SET TASK:
From the listing below, extract each entry exactly as written, minus the images.

PROVIDED DATA:

-=-=-

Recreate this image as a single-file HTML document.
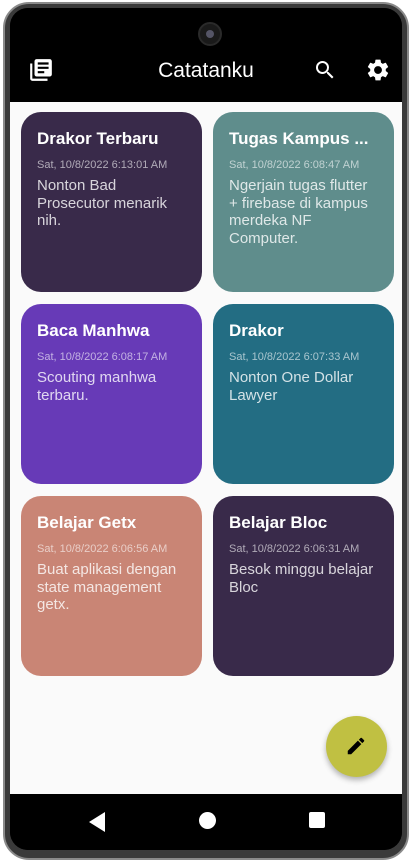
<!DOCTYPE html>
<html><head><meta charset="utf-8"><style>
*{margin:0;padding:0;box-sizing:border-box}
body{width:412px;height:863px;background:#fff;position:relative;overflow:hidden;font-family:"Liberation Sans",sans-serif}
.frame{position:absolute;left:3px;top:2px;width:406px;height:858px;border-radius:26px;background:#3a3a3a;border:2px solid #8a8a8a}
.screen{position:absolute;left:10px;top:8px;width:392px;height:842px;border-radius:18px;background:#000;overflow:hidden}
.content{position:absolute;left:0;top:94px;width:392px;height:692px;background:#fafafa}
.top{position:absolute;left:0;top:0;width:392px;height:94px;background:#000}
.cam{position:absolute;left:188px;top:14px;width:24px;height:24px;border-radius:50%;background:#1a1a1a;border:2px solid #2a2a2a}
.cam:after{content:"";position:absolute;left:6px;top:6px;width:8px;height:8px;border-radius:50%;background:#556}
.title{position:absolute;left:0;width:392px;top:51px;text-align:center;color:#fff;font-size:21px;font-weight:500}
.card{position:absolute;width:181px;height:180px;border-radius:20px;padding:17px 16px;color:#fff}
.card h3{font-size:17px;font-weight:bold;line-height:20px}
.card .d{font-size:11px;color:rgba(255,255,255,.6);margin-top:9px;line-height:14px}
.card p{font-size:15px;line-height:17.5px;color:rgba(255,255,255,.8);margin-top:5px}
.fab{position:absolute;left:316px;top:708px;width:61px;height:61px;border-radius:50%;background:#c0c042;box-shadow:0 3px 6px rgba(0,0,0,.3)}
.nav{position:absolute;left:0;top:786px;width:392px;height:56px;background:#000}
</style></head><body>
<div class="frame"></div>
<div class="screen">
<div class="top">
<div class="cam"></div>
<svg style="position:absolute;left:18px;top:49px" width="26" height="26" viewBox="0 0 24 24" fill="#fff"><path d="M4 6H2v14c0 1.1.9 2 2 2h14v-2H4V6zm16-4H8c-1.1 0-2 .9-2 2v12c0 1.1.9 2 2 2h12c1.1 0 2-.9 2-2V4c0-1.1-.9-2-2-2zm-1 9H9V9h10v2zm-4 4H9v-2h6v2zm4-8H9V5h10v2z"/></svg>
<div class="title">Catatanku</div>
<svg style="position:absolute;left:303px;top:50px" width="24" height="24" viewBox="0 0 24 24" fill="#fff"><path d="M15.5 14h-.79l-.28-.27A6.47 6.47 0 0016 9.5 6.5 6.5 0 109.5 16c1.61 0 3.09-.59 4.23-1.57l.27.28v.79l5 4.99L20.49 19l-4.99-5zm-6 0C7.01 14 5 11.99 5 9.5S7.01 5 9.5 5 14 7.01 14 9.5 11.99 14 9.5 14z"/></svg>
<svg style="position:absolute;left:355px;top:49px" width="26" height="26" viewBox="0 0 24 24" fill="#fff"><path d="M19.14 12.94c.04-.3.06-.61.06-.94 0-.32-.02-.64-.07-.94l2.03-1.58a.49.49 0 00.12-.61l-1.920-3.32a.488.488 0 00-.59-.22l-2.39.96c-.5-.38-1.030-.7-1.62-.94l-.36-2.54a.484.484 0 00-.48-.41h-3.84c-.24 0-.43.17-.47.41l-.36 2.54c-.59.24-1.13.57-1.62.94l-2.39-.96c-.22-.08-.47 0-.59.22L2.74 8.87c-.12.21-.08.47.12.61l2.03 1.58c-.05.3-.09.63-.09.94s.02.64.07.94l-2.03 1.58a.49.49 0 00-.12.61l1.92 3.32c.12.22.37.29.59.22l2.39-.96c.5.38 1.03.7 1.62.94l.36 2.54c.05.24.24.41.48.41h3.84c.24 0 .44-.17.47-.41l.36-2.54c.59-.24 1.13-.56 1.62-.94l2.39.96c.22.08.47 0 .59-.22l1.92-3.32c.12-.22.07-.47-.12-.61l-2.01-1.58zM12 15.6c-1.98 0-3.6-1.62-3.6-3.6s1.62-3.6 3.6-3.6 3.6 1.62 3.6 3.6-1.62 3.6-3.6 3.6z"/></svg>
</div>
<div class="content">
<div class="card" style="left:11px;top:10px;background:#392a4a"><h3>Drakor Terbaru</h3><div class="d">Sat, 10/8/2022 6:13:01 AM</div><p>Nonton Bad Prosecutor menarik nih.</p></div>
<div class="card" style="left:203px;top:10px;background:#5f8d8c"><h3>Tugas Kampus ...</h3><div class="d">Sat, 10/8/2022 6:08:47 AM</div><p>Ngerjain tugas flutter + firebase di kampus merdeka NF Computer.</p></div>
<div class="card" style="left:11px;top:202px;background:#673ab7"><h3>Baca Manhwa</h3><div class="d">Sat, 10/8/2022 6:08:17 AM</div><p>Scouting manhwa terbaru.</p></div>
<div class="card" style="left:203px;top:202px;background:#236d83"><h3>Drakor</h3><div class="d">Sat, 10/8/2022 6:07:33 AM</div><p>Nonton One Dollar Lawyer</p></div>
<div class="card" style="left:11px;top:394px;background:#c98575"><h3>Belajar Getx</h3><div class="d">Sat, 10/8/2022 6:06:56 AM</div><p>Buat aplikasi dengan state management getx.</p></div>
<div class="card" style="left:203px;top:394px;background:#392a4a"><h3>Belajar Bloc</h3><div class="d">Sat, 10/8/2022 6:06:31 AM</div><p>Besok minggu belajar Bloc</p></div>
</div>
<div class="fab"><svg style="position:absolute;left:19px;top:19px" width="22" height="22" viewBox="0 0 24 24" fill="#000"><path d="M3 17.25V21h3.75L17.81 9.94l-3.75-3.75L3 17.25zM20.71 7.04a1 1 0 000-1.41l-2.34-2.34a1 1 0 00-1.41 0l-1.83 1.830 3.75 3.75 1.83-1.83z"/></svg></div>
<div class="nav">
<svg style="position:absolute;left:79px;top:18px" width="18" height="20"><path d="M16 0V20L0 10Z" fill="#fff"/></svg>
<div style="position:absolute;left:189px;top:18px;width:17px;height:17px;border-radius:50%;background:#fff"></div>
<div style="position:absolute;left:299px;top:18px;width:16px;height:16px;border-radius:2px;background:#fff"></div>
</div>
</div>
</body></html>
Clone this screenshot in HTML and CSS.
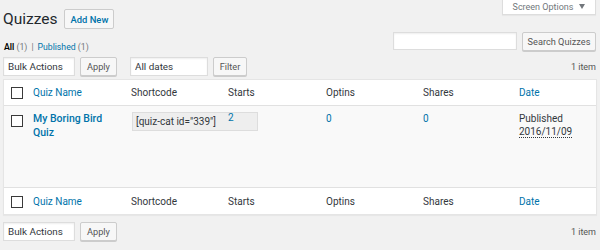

-=-=-

SOLVED EXERCISE:
Recreate this image as a single-file HTML document.
<!DOCTYPE html>
<html><head><meta charset="utf-8"><style>
*{margin:0;padding:0;box-sizing:border-box}
body{width:412px;height:863px;background:#fff;position:relative;overflow:hidden;font-family:"Liberation Sans",sans-serif}
.frame{position:absolute;left:3px;top:2px;width:406px;height:858px;border-radius:26px;background:#3a3a3a;border:2px solid #8a8a8a}
.screen{position:absolute;left:10px;top:8px;width:392px;height:842px;border-radius:18px;background:#000;overflow:hidden}
.content{position:absolute;left:0;top:94px;width:392px;height:692px;background:#fafafa}
.top{position:absolute;left:0;top:0;width:392px;height:94px;background:#000}
.cam{position:absolute;left:188px;top:14px;width:24px;height:24px;border-radius:50%;background:#1a1a1a;border:2px solid #2a2a2a}
.cam:after{content:"";position:absolute;left:6px;top:6px;width:8px;height:8px;border-radius:50%;background:#556}
.title{position:absolute;left:0;width:392px;top:51px;text-align:center;color:#fff;font-size:21px;font-weight:500}
.card{position:absolute;width:181px;height:180px;border-radius:20px;padding:17px 16px;color:#fff}
.card h3{font-size:17px;font-weight:bold;line-height:20px}
.card .d{font-size:11px;color:rgba(255,255,255,.6);margin-top:9px;line-height:14px}
.card p{font-size:15px;line-height:17.5px;color:rgba(255,255,255,.8);margin-top:5px}
.fab{position:absolute;left:316px;top:708px;width:61px;height:61px;border-radius:50%;background:#c0c042;box-shadow:0 3px 6px rgba(0,0,0,.3)}
.nav{position:absolute;left:0;top:786px;width:392px;height:56px;background:#000}
</style></head><body>
<div class="frame"></div>
<div class="screen">
<div class="top">
<div class="cam"></div>
<svg style="position:absolute;left:18px;top:49px" width="26" height="26" viewBox="0 0 24 24" fill="#fff"><path d="M4 6H2v14c0 1.1.9 2 2 2h14v-2H4V6zm16-4H8c-1.1 0-2 .9-2 2v12c0 1.1.9 2 2 2h12c1.1 0 2-.9 2-2V4c0-1.1-.9-2-2-2zm-1 9H9V9h10v2zm-4 4H9v-2h6v2zm4-8H9V5h10v2z"/></svg>
<div class="title">Catatanku</div>
<svg style="position:absolute;left:303px;top:50px" width="24" height="24" viewBox="0 0 24 24" fill="#fff"><path d="M15.5 14h-.79l-.28-.27A6.47 6.47 0 0016 9.5 6.5 6.5 0 109.5 16c1.61 0 3.09-.59 4.23-1.57l.27.28v.79l5 4.99L20.49 19l-4.99-5zm-6 0C7.01 14 5 11.99 5 9.5S7.01 5 9.5 5 14 7.01 14 9.5 11.99 14 9.5 14z"/></svg>
<svg style="position:absolute;left:355px;top:49px" width="26" height="26" viewBox="0 0 24 24" fill="#fff"><path d="M19.14 12.94c.04-.3.06-.61.06-.94 0-.32-.02-.64-.07-.94l2.03-1.58a.49.49 0 00.12-.61l-1.920-3.32a.488.488 0 00-.59-.22l-2.39.96c-.5-.38-1.030-.7-1.62-.94l-.36-2.54a.484.484 0 00-.48-.41h-3.84c-.24 0-.43.17-.47.41l-.36 2.54c-.59.24-1.13.57-1.62.94l-2.39-.96c-.22-.08-.47 0-.59.22L2.74 8.87c-.12.21-.08.47.12.61l2.03 1.58c-.05.3-.09.63-.09.94s.02.64.07.94l-2.03 1.58a.49.49 0 00-.12.61l1.92 3.32c.12.22.37.29.59.22l2.39-.96c.5.38 1.03.7 1.62.94l.36 2.54c.05.24.24.41.48.41h3.84c.24 0 .44-.17.47-.41l.36-2.54c.59-.24 1.13-.56 1.62-.94l2.39.96c.22.08.47 0 .59-.22l1.92-3.32c.12-.22.07-.47-.12-.61l-2.01-1.58zM12 15.6c-1.98 0-3.6-1.62-3.6-3.6s1.62-3.6 3.6-3.6 3.6 1.62 3.6 3.6-1.62 3.6-3.6 3.6z"/></svg>
</div>
<div class="content">
<div class="card" style="left:11px;top:10px;background:#392a4a"><h3>Drakor Terbaru</h3><div class="d">Sat, 10/8/2022 6:13:01 AM</div><p>Nonton Bad Prosecutor menarik nih.</p></div>
<div class="card" style="left:203px;top:10px;background:#5f8d8c"><h3>Tugas Kampus ...</h3><div class="d">Sat, 10/8/2022 6:08:47 AM</div><p>Ngerjain tugas flutter + firebase di kampus merdeka NF Computer.</p></div>
<div class="card" style="left:11px;top:202px;background:#673ab7"><h3>Baca Manhwa</h3><div class="d">Sat, 10/8/2022 6:08:17 AM</div><p>Scouting manhwa terbaru.</p></div>
<div class="card" style="left:203px;top:202px;background:#236d83"><h3>Drakor</h3><div class="d">Sat, 10/8/2022 6:07:33 AM</div><p>Nonton One Dollar Lawyer</p></div>
<div class="card" style="left:11px;top:394px;background:#c98575"><h3>Belajar Getx</h3><div class="d">Sat, 10/8/2022 6:06:56 AM</div><p>Buat aplikasi dengan state management getx.</p></div>
<div class="card" style="left:203px;top:394px;background:#392a4a"><h3>Belajar Bloc</h3><div class="d">Sat, 10/8/2022 6:06:31 AM</div><p>Besok minggu belajar Bloc</p></div>
</div>
<div class="fab"><svg style="position:absolute;left:19px;top:19px" width="22" height="22" viewBox="0 0 24 24" fill="#000"><path d="M3 17.25V21h3.75L17.81 9.94l-3.75-3.75L3 17.25zM20.71 7.04a1 1 0 000-1.41l-2.34-2.34a1 1 0 00-1.41 0l-1.83 1.830 3.75 3.75 1.83-1.83z"/></svg></div>
<div class="nav">
<svg style="position:absolute;left:79px;top:18px" width="18" height="20"><path d="M16 0V20L0 10Z" fill="#fff"/></svg>
<div style="position:absolute;left:189px;top:18px;width:17px;height:17px;border-radius:50%;background:#fff"></div>
<div style="position:absolute;left:299px;top:18px;width:16px;height:16px;border-radius:2px;background:#fff"></div>
</div>
</div>
</body></html>
Clone this screenshot in HTML and CSS.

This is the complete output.